begin RECORDED DATA
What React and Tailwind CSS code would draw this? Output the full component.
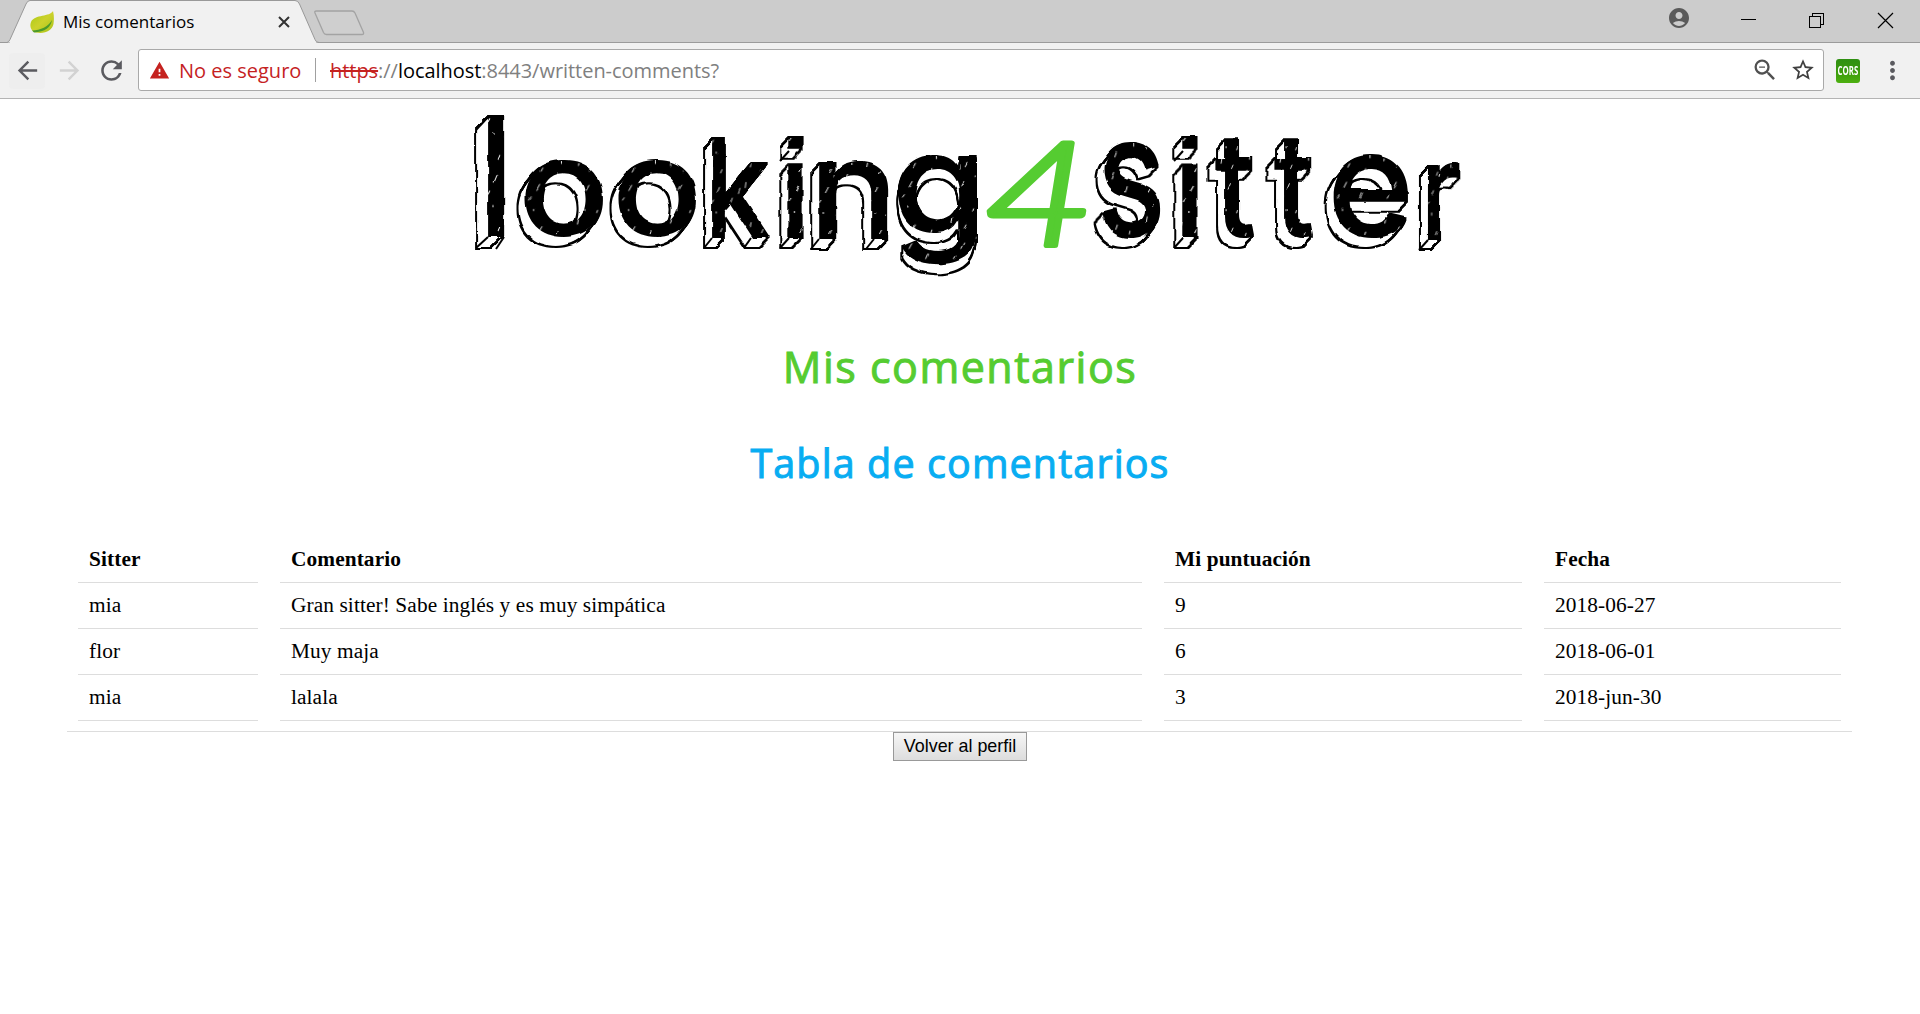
import React, { useMemo } from "react";
import {
  MdArrowBack,
  MdArrowForward,
  MdRefresh,
  MdStarBorder,
  MdMoreVert,
  MdAccountCircle,
  MdWarning,
  MdZoomOut,
} from "react-icons/md";

/* Letters of the logo: ink box (x0, y0, x1, y1), depth filter and edge lines of the 3D side. */
const LETTERS = [
  { c: "l", box: [488, 116, 504, 237], f: "url(#deepest)", edges: [[488, 117, 476, 130], [504, 237, 496, 249], [488, 237, 476, 248]] },
  { c: "o", box: [525, 161, 602, 237], f: "url(#deep)" },
  { c: "o", box: [618, 161, 695, 237], f: "url(#deep)" },
  { c: "k", box: [712, 138, 769, 238], f: "url(#deep)", edges: [[712, 238, 704, 248], [751, 238, 744, 248]] },
  { c: "i", font: "Liberation Sans, sans-serif", box: [788, 137, 802, 238], f: "url(#deep)", edges: [[789, 238, 780, 248], [789, 151, 780, 161]] },
  { c: "n", box: [819, 162, 888, 239], f: "url(#deep)", edges: [[819, 239, 811, 249], [874, 239, 866, 249]] },
  { c: "g", box: [898, 156, 976, 265], f: "url(#low)" },
  { c: "4", box: [989, 142, 1083, 245], green: true },
  { c: "s", box: [1102, 143, 1160, 238], f: "url(#deep)" },
  { c: "i", font: "Liberation Sans, sans-serif", box: [1182, 137, 1197, 238], f: "url(#deep)", edges: [[1183, 238, 1174, 248], [1183, 151, 1174, 161]] },
  { c: "t", box: [1215, 139, 1253, 238], f: "url(#deep)" },
  { c: "t", box: [1274, 139, 1312, 238], f: "url(#deep)" },
  { c: "e", box: [1333, 156, 1407, 238], f: "url(#deep)" },
  { c: "r", box: [1428, 164, 1459, 240], f: "url(#deep)", edges: [[1428, 240, 1419, 250]] },
];

const familyOf = (letter) => letter.font || "Inter, sans-serif";

function fit(ctx, letter) {
  ctx.font = letter.green ? "italic 300 140px Lato, sans-serif" : `500 140px ${familyOf(letter)}`;
  const m = ctx.measureText(letter.c);
  const [x0, y0, x1, y1] = letter.box;
  const sx = (x1 - x0) / (m.actualBoundingBoxRight + m.actualBoundingBoxLeft);
  const sy = (y1 - y0) / (m.actualBoundingBoxAscent + m.actualBoundingBoxDescent);
  return `translate(${x0 + m.actualBoundingBoxLeft * sx} ${y0 + m.actualBoundingBoxAscent * sy}) scale(${sx} ${sy})`;
}

/* Extrudes its source towards (dx, dy): white sides with an inked outline. */
function Extrude({ id, dx, dy }) {
  const steps = Array.from({ length: 11 }, (_, i) => i / 10);
  return (
    <filter id={id} x="440" y="90" width="1060" height="220" filterUnits="userSpaceOnUse" colorInterpolationFilters="sRGB">
      {steps.map((s, i) => (
        <feOffset key={i} in="SourceAlpha" dx={dx * s} dy={dy * s} result={"s" + i} />
      ))}
      <feMerge result="sweep">
        {steps.map((s, i) => (
          <feMergeNode key={i} in={"s" + i} />
        ))}
      </feMerge>
      <feMorphology in="sweep" operator="dilate" radius="1" result="ink" />
      <feMorphology in="sweep" operator="erode" radius="1" result="inner" />
      <feFlood floodColor="#fff" />
      <feComposite in2="inner" operator="in" result="side" />
      <feMerge result="all">
        <feMergeNode in="ink" />
        <feMergeNode in="side" />
        <feMergeNode in="SourceGraphic" />
      </feMerge>
      <feTurbulence type="fractalNoise" baseFrequency="0.06" numOctaves="2" seed="4" result="noise" />
      <feDisplacementMap in="all" in2="noise" scale="3.500" xChannelSelector="R" yChannelSelector="G" result="wobbly" />
      <feGaussianBlur in="wobbly" stdDeviation="0.4" />
    </filter>
  );
}

function Logo() {
  const fits = useMemo(() => {
    const ctx = document.createElement("canvas").getContext("2d");
    return LETTERS.map((l) => fit(ctx, l));
  }, []);
  return (
    <svg viewBox="460 99 1020 191" className="ml-[460px] block h-[191px] w-[1020px] overflow-visible" role="img" aria-label="looking4sitter">
      <defs>
        <Extrude id="deepest" dx={-12} dy={11} />
        <Extrude id="deep" dx={-8} dy={10} />
        <Extrude id="low" dx={-1} dy={10} />
        <pattern id="scribble" width="47" height="61" patternUnits="userSpaceOnUse">
          <rect width="47" height="61" fill="#000" />
          <path d="M3 4l-1 6M12 22l-2 3M19 9l-3 6M27 35l-1 3M34 20l-2 5M9 45l-1 5M41 44v4M30 3l-1 2M22 52l-2 4M43 10l-2 5M15 34v2M37 57l-1 3" stroke="#fff" strokeWidth="0.9" fill="none" />
        </pattern>
      </defs>
      {LETTERS.map((l, i) =>
        l.green ? (
          <text key={i} transform={fits[i]} fill="#55cc31" stroke="#55cc31" strokeWidth="5" strokeLinejoin="round" fontFamily="Lato, sans-serif" fontStyle="italic" fontWeight="300" fontSize="140">{l.c}</text>
        ) : (
          <g key={i}>
            <g filter={l.f}>
              <text transform={fits[i]} fill="url(#scribble)" fontFamily={familyOf(l)} fontWeight="500" fontSize="140">{l.c}</text>
            </g>
            {(l.edges || []).map(([a, b, c, d], k) => (
              <line key={k} x1={a} y1={b} x2={c} y2={d} stroke="#000" strokeWidth="2" />
            ))}
          </g>
        )
      )}
    </svg>
  );
}

function TabStrip() {
  return (
    <div className="relative flex h-[43px] border-b border-[#9b9b9b] bg-[#cccccc]">
      <svg className="absolute left-0 top-0" width="380" height="43" fill="none">
        <path d="M0 42.5H7Q9 42 10 39.5L26 4Q27.500 .5 30 .5H295Q298 .5 299.500 4L315 39.500Q316 42.500 319 42.500" fill="#f1f1f1" stroke="#999" />
        <path d="M10 43H316" stroke="#f1f1f1" strokeWidth="2" />
        <path d="M316.500 11H352Q354 11 355 13L363.500 32.500Q364 34.500 362 34.500H326.500Q324.500 34.500 323.500 32.500L315 13Q314 11 316.500 11Z" fill="#cfcfcf" stroke="#a3a3a3" strokeWidth="1.3" />
      </svg>
      <div className="relative flex h-[42px] w-[317px] items-center pl-[30px]">
        <svg width="24" height="24" viewBox="0 0 24 24" className="mt-[2px]">
          <defs>
            <linearGradient id="leaf" x1="0" y1="0" x2="1" y2="1">
              <stop offset="0" stopColor="#a8c814" />
              <stop offset=".5" stopColor="#ccd22c" />
              <stop offset="1" stopColor="#a9c21a" />
            </linearGradient>
          </defs>
          <path d="M23 1C20 7 5 4 1 12C-1 17 2 22 6 22.500C15 24 22 21 23.500 14Q24.500 7 23 1Z" fill="url(#leaf)" />
          <path d="M2 20.500C11 20 18 17 22 10C21 17 15 22 4 22.500Z" fill="#4c9a2a" />
        </svg>
        <span className="ml-[9px] mt-[2px] font-['Open_Sans',sans-serif] text-[17px] text-black">Mis comentarios</span>
        <svg className="absolute left-[278px] top-[16px]" width="12" height="12" stroke="#333" strokeWidth="2">
          <path d="M1 1l10 10M11 1L1 11" />
        </svg>
      </div>
      <div className="relative ml-auto flex h-[42px]">
        <MdAccountCircle className="mr-[45px] mt-[6px] size-6 text-[#5a5a5a]" />
        <svg width="184" height="42" fill="none" stroke="#000" shapeRendering="crispEdges">
          <path d="M5 19.500h15" />
          <path d="M73.500 16.500h11v11h-11zM76.500 16v-2.500h11v11h-3" />
          <path d="M142 13l15 15M157 13l-15 15" shapeRendering="auto" strokeWidth="1.2" />
        </svg>
      </div>
    </div>
  );
}

function Toolbar() {
  return (
    <div className="flex h-[56px] items-center border-b border-[#b4b4b4] bg-[#f1f1f1] font-['Open_Sans',sans-serif] text-[20px]">
      <div className="ml-[9px] flex h-[36px] w-[36px] items-center justify-center rounded-sm bg-[#eeeeee]">
        <MdArrowBack className="size-[29px] text-[#5a5a5f]" />
      </div>
      <MdArrowForward className="ml-[10px] size-[29px] text-[#d2d2d2]" />
      <MdRefresh className="ml-[12px] size-[31px] text-[#5a5a5f]" />
      <div className="mb-px ml-[11px] flex h-[42px] w-[1686px] items-center rounded-[3px] border border-[#a9a9a9] bg-white">
        <MdWarning className="ml-[10px] size-[21px] text-[#c5221f]" />
        <span className="ml-[9px] mt-px w-[123px] whitespace-nowrap text-[#c5221f]">No es seguro</span>
        <span className="ml-[13px] h-6 w-px bg-[#a0a0a0]" />
        <span className="ml-[14px] mt-px whitespace-nowrap tracking-[-0.04px] text-[#808080]">
          <span className="text-[#c5221f] line-through">https</span>://<span className="text-black">localhost</span>:8443/written-comments?
        </span>
        <MdZoomOut className="ml-auto size-[28px] text-[#505050]" />
        <MdStarBorder className="ml-[11px] mr-[7px] size-[26px] text-[#404040]" />
      </div>
      <div className="ml-[12px] flex size-6 items-center justify-center rounded-[3px] bg-gradient-to-b from-[#2f8f12] via-[#3a9a0c] to-[#4db010] font-['Open_Sans',sans-serif] text-[12px] font-bold text-white">
        <span className="scale-x-[.65]">CORS</span>
      </div>
      <MdMoreVert className="ml-[18px] size-[29px] text-[#5a5a5f]" />
    </div>
  );
}

const COLUMNS = [
  { title: "Sitter", cells: ["mia", "flor", "mia"] },
  { title: "Comentario", cells: ["Gran sitter! Sabe inglés y es muy simpática", "Muy maja", "lalala"] },
  { title: "Mi puntuación", cells: ["9", "6", "3"] },
  { title: "Fecha", cells: ["2018-06-27", "2018-06-01", "2018-jun-30"] },
];

function CommentTable() {
  return (
    <div className="ml-[67px] mt-[46px] grid h-[195px] w-[1785px] grid-cols-[180px_862px_358px_297px] gap-x-[22px] border-b border-[#dddddd] px-[11px] font-['Liberation_Serif',serif] text-[21.33px] tracking-[0.1px] text-black">
      {COLUMNS.map((col) => (
        <div key={col.title}>
          <div className="flex h-[46px] items-center border-b border-[#dddddd] pl-[11px] font-bold">{col.title}</div>
          {col.cells.map((cell, i) => (
            <div key={i} className="flex h-[46px] items-center border-b border-[#dddddd] pl-[11px]">{cell}</div>
          ))}
        </div>
      ))}
    </div>
  );
}

export default function App() {
  return (
    <div className="h-[1014px] w-[1920px] overflow-hidden bg-white">
      <TabStrip />
      <Toolbar />
      <main className="flex flex-col">
        <Logo />
        <h1 className="mt-[47px] text-center font-['Open_Sans',sans-serif] text-[43px] font-normal leading-[60px] tracking-[1.5px] text-[#55cc31] [-webkit-text-stroke:1px_#55cc31]">Mis comentarios</h1>
        <h2 className="mt-[38px] text-center font-['Open_Sans',sans-serif] text-[39.5px] font-normal leading-[56px] tracking-[1.1px] text-[#08adf2] [-webkit-text-stroke:1px_#08adf2]">Tabla de comentarios</h2>
        <CommentTable />
        <button className="mx-auto h-[29px] w-[134px] border border-[#999999] bg-gradient-to-b from-[#f6f6f6] to-[#dddddd] font-['Liberation_Sans',sans-serif] text-[17.9px] leading-[25px] text-black">Volver al perfil</button>
      </main>
    </div>
  );
}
end RECORDED DATA
Leave the pictures out and reproduce exactly the lines from the top of the listing above through the line with "const familyOf = (letter)".

• [FULL OUTPUT]:
What React and Tailwind CSS code would draw this? Output the full component.
import React, { useMemo } from "react";
import {
  MdArrowBack,
  MdArrowForward,
  MdRefresh,
  MdStarBorder,
  MdMoreVert,
  MdAccountCircle,
  MdWarning,
  MdZoomOut,
} from "react-icons/md";

/* Letters of the logo: ink box (x0, y0, x1, y1), depth filter and edge lines of the 3D side. */
const LETTERS = [
  { c: "l", box: [488, 116, 504, 237], f: "url(#deepest)", edges: [[488, 117, 476, 130], [504, 237, 496, 249], [488, 237, 476, 248]] },
  { c: "o", box: [525, 161, 602, 237], f: "url(#deep)" },
  { c: "o", box: [618, 161, 695, 237], f: "url(#deep)" },
  { c: "k", box: [712, 138, 769, 238], f: "url(#deep)", edges: [[712, 238, 704, 248], [751, 238, 744, 248]] },
  { c: "i", font: "Liberation Sans, sans-serif", box: [788, 137, 802, 238], f: "url(#deep)", edges: [[789, 238, 780, 248], [789, 151, 780, 161]] },
  { c: "n", box: [819, 162, 888, 239], f: "url(#deep)", edges: [[819, 239, 811, 249], [874, 239, 866, 249]] },
  { c: "g", box: [898, 156, 976, 265], f: "url(#low)" },
  { c: "4", box: [989, 142, 1083, 245], green: true },
  { c: "s", box: [1102, 143, 1160, 238], f: "url(#deep)" },
  { c: "i", font: "Liberation Sans, sans-serif", box: [1182, 137, 1197, 238], f: "url(#deep)", edges: [[1183, 238, 1174, 248], [1183, 151, 1174, 161]] },
  { c: "t", box: [1215, 139, 1253, 238], f: "url(#deep)" },
  { c: "t", box: [1274, 139, 1312, 238], f: "url(#deep)" },
  { c: "e", box: [1333, 156, 1407, 238], f: "url(#deep)" },
  { c: "r", box: [1428, 164, 1459, 240], f: "url(#deep)", edges: [[1428, 240, 1419, 250]] },
];

const familyOf = (letter) => letter.font || "Inter, sans-serif";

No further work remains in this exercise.